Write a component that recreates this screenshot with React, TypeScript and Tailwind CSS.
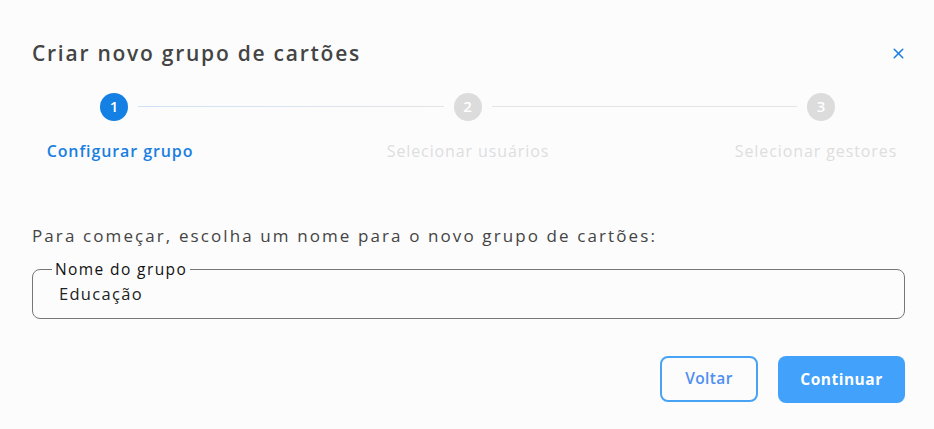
import { X } from "lucide-react";

const font = { fontFamily: "'Open Sans', 'Liberation Sans', sans-serif" };

function Circle({ n, active }: { n: number; active?: boolean }) {
  return (
    <div
      className={`flex h-7 w-7 shrink-0 items-center justify-center rounded-full text-[15px] font-semibold text-white ${
        active ? "bg-[#1480e3]" : "bg-[#dcdcdc]"
      }`}
    >
      {n}
    </div>
  );
}

export default function App() {
  return (
    <div className="min-h-screen bg-[#fcfcfd] px-8 pt-[38px]" style={font}>
      <div className="flex items-center justify-between">
        <h1 className="text-[21px] font-semibold tracking-[1.75px] text-[#444]">
          Criar novo grupo de cartões
        </h1>
        <button className="-mr-[5px] text-[#1a7fe0]">
          <X size={17} strokeWidth={2.2} />
        </button>
      </div>

      <div className="mt-[23px] flex items-center pl-[68px] pr-[67px]">
        <Circle n={1} active />
        <div className="mx-[10px] h-px flex-1 bg-gradient-to-r from-[#cfe2f6] to-[#e4e4e6]" />
        <Circle n={2} />
        <div className="mx-[10px] h-px flex-1 bg-[#e4e4e6]" />
        <Circle n={3} />
      </div>

      <div className="mt-[18px] flex justify-between pl-[3px] pr-[1px] text-[16px] font-semibold tracking-[0.9px]">
        <div className="w-[170px] text-center text-[#1a7fe0]">Configurar grupo</div>
        <div className="w-[170px] text-center font-medium text-[#dedede]">Selecionar usuários</div>
        <div className="w-[170px] text-center font-medium text-[#dedede]">Selecionar gestores</div>
      </div>

      <p className="mt-[60px] text-[17px] tracking-[2.1px] text-[#444]">
        Para começar, escolha um nome para o novo grupo de cartões:
      </p>

      <fieldset className="-mr-[3px] mt-[10px] h-[61px] rounded-lg border border-[#777] px-[19px] pb-0">
        <legend className="px-[3px] text-[15.5px] font-medium tracking-[1.4px] text-[#111]">
          Nome do grupo
        </legend>
        <div className="mt-[1px] pl-[7px] text-[16.5px] tracking-[1.3px] text-[#222]">Educação</div>
      </fieldset>

      <div className="mt-[37px] flex justify-end gap-5">
        <button className="h-[46px] w-[98px] rounded-lg border-2 border-[#49a3f5] text-[15.5px] font-semibold tracking-[0.4px] text-[#4f8ff0]">
          Voltar
        </button>
        <button className="-mr-[3px] h-[47px] w-[127px] rounded-lg bg-[#41a1fb] text-[15.5px] font-bold tracking-[0.5px] text-white">
          Continuar
        </button>
      </div>
    </div>
  );
}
□ □ □ □
| Exercise description |
Copy the data word for word. Pictures do not go in the copy.

| Solution to the problem |
Write a component that recreates this screenshot with React, TypeScript and Tailwind CSS.
import { X } from "lucide-react";

const font = { fontFamily: "'Open Sans', 'Liberation Sans', sans-serif" };

function Circle({ n, active }: { n: number; active?: boolean }) {
  return (
    <div
      className={`flex h-7 w-7 shrink-0 items-center justify-center rounded-full text-[15px] font-semibold text-white ${
        active ? "bg-[#1480e3]" : "bg-[#dcdcdc]"
      }`}
    >
      {n}
    </div>
  );
}

export default function App() {
  return (
    <div className="min-h-screen bg-[#fcfcfd] px-8 pt-[38px]" style={font}>
      <div className="flex items-center justify-between">
        <h1 className="text-[21px] font-semibold tracking-[1.75px] text-[#444]">
          Criar novo grupo de cartões
        </h1>
        <button className="-mr-[5px] text-[#1a7fe0]">
          <X size={17} strokeWidth={2.2} />
        </button>
      </div>

      <div className="mt-[23px] flex items-center pl-[68px] pr-[67px]">
        <Circle n={1} active />
        <div className="mx-[10px] h-px flex-1 bg-gradient-to-r from-[#cfe2f6] to-[#e4e4e6]" />
        <Circle n={2} />
        <div className="mx-[10px] h-px flex-1 bg-[#e4e4e6]" />
        <Circle n={3} />
      </div>

      <div className="mt-[18px] flex justify-between pl-[3px] pr-[1px] text-[16px] font-semibold tracking-[0.9px]">
        <div className="w-[170px] text-center text-[#1a7fe0]">Configurar grupo</div>
        <div className="w-[170px] text-center font-medium text-[#dedede]">Selecionar usuários</div>
        <div className="w-[170px] text-center font-medium text-[#dedede]">Selecionar gestores</div>
      </div>

      <p className="mt-[60px] text-[17px] tracking-[2.1px] text-[#444]">
        Para começar, escolha um nome para o novo grupo de cartões:
      </p>

      <fieldset className="-mr-[3px] mt-[10px] h-[61px] rounded-lg border border-[#777] px-[19px] pb-0">
        <legend className="px-[3px] text-[15.5px] font-medium tracking-[1.4px] text-[#111]">
          Nome do grupo
        </legend>
        <div className="mt-[1px] pl-[7px] text-[16.5px] tracking-[1.3px] text-[#222]">Educação</div>
      </fieldset>

      <div className="mt-[37px] flex justify-end gap-5">
        <button className="h-[46px] w-[98px] rounded-lg border-2 border-[#49a3f5] text-[15.5px] font-semibold tracking-[0.4px] text-[#4f8ff0]">
          Voltar
        </button>
        <button className="-mr-[3px] h-[47px] w-[127px] rounded-lg bg-[#41a1fb] text-[15.5px] font-bold tracking-[0.5px] text-white">
          Continuar
        </button>
      </div>
    </div>
  );
}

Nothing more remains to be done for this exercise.